Volviendo a Eden Lake, lo que la convierte en una atípica propuesta es su condición de reflejo de la violencia a cargo de un grupo de niñatos más peligrosos, por su sensación de impunidad, que cualquier psicópata de andar por casa. Este pandilleo violento lo ha reflejado también recientemente Daniel Barber en la cruda Harry Brown (2009), y casi al mismo tiempo volvió a ser protagonista de una producción inglesa, por lo que mucho nos tememos que el tema resulta más real y preocupante de lo que parece. El infierno en el que se convierte el fin de semana de una pareja de tortolitos a orillas del lago del título es comparable a otras muestras de terror producido por humanos, como Deliverance (1972), de John Boorman, Tarde de perros (1975), de Sydney Lumet o la poco valorada El rey de la montaña (2007), de Gonzalo López-Gallego.
Es cierto que el desarrollo de la historia escrita y dirigida por James Watkins tiende al exceso en un segundo acto que pone a prueba la forma física de sus protagonistas, Kelly Reilly y Michael Fassbender, pero también es verdad que Eden Lake contiene un modélico primer acto que mantiene el suspense sin llegar al efectismo, dosificando la tensión hasta el enfrentamiento; y que el final es un golpe bajo que, no por esperado, nos evita una sesión de desasosiego que pocas películas de conclusiones efectistas han conseguido sembrar. Al fin y al cabo, parece querer decirnos el director, a estos cachorros terroríficos les ampara algo más que su propia crueldad.
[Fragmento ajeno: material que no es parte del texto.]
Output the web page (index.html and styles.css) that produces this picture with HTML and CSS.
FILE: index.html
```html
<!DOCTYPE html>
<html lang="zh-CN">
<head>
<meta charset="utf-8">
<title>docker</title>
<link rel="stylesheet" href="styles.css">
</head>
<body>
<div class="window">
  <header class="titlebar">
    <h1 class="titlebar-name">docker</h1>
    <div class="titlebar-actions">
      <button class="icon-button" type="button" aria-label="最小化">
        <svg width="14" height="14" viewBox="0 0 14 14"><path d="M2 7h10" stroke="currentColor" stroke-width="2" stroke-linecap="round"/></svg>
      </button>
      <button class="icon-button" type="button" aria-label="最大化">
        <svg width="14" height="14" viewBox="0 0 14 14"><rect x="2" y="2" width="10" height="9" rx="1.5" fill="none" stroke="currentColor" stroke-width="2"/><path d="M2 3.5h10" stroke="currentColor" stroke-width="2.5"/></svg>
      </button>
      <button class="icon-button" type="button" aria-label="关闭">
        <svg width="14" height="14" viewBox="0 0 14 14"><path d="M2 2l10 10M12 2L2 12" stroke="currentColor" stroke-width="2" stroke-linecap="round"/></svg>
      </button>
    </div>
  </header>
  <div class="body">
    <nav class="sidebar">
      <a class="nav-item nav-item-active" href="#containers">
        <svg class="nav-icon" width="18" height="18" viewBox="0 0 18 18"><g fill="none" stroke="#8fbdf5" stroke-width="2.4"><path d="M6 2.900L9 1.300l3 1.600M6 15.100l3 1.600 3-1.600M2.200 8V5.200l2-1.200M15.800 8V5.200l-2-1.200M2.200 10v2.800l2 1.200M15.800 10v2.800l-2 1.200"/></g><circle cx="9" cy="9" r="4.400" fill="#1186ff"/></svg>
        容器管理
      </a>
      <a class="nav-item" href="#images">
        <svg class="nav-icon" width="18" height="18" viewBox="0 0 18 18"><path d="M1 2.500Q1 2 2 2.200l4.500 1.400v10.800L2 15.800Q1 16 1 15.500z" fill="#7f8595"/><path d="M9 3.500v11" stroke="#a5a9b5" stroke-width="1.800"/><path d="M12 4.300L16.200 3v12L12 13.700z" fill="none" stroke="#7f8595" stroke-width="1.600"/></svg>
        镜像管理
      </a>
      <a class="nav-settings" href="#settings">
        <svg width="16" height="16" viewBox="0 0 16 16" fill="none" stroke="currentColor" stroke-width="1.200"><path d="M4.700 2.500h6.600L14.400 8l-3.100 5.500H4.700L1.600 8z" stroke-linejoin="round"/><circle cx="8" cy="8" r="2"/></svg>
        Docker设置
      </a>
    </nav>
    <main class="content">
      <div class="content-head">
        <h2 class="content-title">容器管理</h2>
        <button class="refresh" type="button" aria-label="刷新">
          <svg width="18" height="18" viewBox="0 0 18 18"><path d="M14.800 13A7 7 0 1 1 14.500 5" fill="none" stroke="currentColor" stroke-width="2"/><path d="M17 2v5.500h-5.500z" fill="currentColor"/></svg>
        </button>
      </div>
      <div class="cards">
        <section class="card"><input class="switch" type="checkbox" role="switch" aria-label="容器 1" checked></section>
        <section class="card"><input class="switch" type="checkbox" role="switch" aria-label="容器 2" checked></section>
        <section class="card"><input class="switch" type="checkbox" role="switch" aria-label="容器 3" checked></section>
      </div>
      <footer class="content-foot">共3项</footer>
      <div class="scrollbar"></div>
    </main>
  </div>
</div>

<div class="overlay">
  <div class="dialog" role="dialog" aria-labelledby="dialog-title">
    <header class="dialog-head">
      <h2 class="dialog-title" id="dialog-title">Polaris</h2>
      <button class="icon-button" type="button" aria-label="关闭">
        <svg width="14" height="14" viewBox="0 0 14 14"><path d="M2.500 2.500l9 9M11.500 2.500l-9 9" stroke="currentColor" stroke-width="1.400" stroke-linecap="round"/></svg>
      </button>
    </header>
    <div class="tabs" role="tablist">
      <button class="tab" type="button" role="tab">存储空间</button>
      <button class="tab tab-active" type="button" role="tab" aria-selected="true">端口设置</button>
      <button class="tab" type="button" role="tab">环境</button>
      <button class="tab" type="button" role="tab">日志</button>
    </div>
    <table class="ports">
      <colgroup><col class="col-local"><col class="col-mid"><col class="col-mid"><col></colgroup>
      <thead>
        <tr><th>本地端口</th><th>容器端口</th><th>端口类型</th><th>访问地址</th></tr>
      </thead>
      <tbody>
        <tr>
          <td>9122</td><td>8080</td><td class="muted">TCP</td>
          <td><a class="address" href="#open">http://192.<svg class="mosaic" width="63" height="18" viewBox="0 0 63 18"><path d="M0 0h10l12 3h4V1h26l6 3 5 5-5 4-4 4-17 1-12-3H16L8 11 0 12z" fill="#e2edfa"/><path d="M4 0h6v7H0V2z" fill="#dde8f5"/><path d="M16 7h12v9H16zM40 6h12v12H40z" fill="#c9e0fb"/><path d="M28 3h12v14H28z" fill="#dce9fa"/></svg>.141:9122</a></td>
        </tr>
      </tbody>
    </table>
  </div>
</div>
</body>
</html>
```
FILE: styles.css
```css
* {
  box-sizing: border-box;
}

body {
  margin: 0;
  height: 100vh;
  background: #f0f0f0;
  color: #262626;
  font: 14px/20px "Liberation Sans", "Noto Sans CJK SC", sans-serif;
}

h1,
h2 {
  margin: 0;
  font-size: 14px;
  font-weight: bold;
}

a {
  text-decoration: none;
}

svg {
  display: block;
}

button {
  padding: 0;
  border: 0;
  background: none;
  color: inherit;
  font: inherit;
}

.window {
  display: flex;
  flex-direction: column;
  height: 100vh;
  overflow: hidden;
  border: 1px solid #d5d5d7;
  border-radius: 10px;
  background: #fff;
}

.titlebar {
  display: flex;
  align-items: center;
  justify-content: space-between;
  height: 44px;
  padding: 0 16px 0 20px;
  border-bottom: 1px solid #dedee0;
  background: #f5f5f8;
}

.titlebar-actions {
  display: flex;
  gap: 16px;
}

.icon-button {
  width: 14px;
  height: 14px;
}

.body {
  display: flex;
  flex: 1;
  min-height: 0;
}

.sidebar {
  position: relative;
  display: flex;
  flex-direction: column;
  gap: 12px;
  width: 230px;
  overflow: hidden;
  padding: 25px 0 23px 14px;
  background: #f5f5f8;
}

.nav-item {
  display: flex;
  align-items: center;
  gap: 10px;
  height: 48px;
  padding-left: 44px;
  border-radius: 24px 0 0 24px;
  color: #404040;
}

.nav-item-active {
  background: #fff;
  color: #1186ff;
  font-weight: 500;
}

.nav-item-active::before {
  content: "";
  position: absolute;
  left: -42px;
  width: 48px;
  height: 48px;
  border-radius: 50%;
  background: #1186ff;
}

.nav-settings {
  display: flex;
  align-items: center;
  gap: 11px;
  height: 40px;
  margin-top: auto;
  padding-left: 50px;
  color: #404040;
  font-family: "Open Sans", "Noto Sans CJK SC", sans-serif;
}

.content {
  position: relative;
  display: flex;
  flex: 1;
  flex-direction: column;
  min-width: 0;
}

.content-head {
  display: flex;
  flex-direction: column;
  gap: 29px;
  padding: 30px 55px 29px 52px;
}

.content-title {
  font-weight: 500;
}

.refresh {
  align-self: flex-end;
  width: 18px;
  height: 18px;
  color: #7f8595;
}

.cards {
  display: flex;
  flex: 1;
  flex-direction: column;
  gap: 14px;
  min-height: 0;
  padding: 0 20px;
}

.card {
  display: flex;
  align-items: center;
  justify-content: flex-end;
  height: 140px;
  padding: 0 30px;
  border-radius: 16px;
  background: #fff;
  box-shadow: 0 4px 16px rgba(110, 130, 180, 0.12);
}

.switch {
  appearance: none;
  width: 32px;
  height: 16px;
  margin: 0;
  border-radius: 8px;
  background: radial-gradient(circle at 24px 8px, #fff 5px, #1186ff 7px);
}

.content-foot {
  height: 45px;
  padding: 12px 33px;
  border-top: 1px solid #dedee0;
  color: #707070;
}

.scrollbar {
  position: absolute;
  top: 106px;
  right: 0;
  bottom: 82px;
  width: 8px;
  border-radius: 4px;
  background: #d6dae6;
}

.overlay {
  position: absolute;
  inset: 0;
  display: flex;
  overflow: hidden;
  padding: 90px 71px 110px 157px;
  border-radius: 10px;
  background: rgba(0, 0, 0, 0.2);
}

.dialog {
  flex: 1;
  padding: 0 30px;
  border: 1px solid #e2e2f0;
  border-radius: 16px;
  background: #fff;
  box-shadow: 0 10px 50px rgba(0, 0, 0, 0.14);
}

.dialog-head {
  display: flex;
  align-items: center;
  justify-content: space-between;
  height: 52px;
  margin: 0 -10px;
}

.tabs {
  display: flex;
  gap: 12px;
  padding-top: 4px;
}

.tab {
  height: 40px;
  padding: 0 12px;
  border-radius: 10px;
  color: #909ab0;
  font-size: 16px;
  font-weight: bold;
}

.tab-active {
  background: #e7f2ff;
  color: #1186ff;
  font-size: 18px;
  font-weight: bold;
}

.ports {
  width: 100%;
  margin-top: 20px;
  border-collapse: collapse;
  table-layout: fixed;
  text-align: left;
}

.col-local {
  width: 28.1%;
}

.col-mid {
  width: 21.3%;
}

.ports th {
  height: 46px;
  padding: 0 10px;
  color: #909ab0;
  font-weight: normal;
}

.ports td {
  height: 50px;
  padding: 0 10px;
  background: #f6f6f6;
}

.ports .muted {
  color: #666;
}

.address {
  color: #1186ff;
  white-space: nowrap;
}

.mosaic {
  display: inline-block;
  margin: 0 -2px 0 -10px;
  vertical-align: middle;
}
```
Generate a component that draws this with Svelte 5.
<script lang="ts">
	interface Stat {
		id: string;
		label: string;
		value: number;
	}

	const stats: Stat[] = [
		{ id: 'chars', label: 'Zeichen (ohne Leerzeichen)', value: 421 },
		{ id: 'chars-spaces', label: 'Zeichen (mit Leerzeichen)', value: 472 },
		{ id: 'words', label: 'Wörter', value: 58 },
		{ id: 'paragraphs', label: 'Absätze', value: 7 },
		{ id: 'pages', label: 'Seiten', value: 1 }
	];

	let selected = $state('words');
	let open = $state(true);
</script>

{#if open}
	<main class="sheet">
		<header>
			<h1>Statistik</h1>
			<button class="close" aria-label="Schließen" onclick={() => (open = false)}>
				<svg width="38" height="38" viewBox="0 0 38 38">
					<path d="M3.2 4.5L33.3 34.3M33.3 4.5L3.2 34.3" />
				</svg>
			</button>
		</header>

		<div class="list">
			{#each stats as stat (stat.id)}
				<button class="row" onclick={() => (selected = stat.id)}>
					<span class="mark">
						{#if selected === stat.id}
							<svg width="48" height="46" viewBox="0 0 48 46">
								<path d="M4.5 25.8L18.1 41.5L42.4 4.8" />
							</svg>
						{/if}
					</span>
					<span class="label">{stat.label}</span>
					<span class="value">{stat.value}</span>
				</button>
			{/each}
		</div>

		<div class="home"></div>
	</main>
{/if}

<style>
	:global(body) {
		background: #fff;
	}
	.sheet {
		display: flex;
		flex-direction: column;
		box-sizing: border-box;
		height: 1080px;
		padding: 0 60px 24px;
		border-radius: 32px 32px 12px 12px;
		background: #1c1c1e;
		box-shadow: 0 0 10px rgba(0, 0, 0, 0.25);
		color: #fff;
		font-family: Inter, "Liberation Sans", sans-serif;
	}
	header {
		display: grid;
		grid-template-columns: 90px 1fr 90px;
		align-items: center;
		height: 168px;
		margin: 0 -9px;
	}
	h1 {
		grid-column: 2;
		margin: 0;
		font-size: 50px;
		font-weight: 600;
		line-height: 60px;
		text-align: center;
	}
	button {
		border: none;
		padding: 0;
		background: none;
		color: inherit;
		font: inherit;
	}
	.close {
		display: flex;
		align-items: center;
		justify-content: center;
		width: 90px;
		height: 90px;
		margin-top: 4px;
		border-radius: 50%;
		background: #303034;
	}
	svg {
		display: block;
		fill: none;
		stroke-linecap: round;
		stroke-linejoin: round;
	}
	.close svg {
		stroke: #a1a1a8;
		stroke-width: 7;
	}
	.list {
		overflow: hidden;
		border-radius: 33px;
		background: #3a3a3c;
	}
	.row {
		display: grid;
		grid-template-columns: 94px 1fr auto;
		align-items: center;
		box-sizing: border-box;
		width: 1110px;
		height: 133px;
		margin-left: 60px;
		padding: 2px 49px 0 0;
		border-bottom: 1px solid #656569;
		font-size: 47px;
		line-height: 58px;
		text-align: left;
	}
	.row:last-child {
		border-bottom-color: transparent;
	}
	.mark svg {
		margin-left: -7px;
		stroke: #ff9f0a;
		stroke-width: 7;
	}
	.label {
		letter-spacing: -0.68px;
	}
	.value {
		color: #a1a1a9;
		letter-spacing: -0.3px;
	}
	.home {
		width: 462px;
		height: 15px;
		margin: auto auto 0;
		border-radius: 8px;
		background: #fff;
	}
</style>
De la primera parte interesa especialmente cómo construye con astucia la personalidad de la joven pija decepcionada con su vida urbana y la de su amiga de la infancia, que ha permanecido en una lejana isla rural en la que la familia y que sufre el maltrato de su marido y, en general, de una familia anclada en el peor de los pasados: "Una mujer solo es feliz cuando tiene una polla en la boca" (esto no lo dice el marido, ni un personaje masculino, sino la abuela de la familia).
Este microespacio (la isla, exterior e interior) que exuda violencia se convierte en el catalizador de un drama que vivimos desde la mirada, incrédula pero también hipócrita, de la amiga que regresa al lugar de su infancia. Y el director, aunque sea a base de retorcer la crueldad de los personajes, consigue transmitirnos esa impotencia hasta niveles de auténtica rabia. A partir de ahí, la película podría haber caminado por los cauces habituales del género dramático, pero se decanta por otra vertiente mucho más impactante (para algunos, innecesaria). Pero, por otro lado, este discurrir nos permite darnos cuenta de que en realidad estábamos ante una historia de terror (nada hay más terrorífico que una paliza dada en el interior del hogar), y que el tercer acto no es más que la consecuencia explícita de la violencia implícita de la primera parte.
Bedevilled y Eden Lake nos muestran un terror más cercano, sin renunciar a los elementos habituales del género. Y lo hacen con un planteamiento narrativo que consigue traspasar la pura retahíla de asesinatos sin sentido. Ahí es donde está el valor de dos de los títulos más contundentes de los últimos años.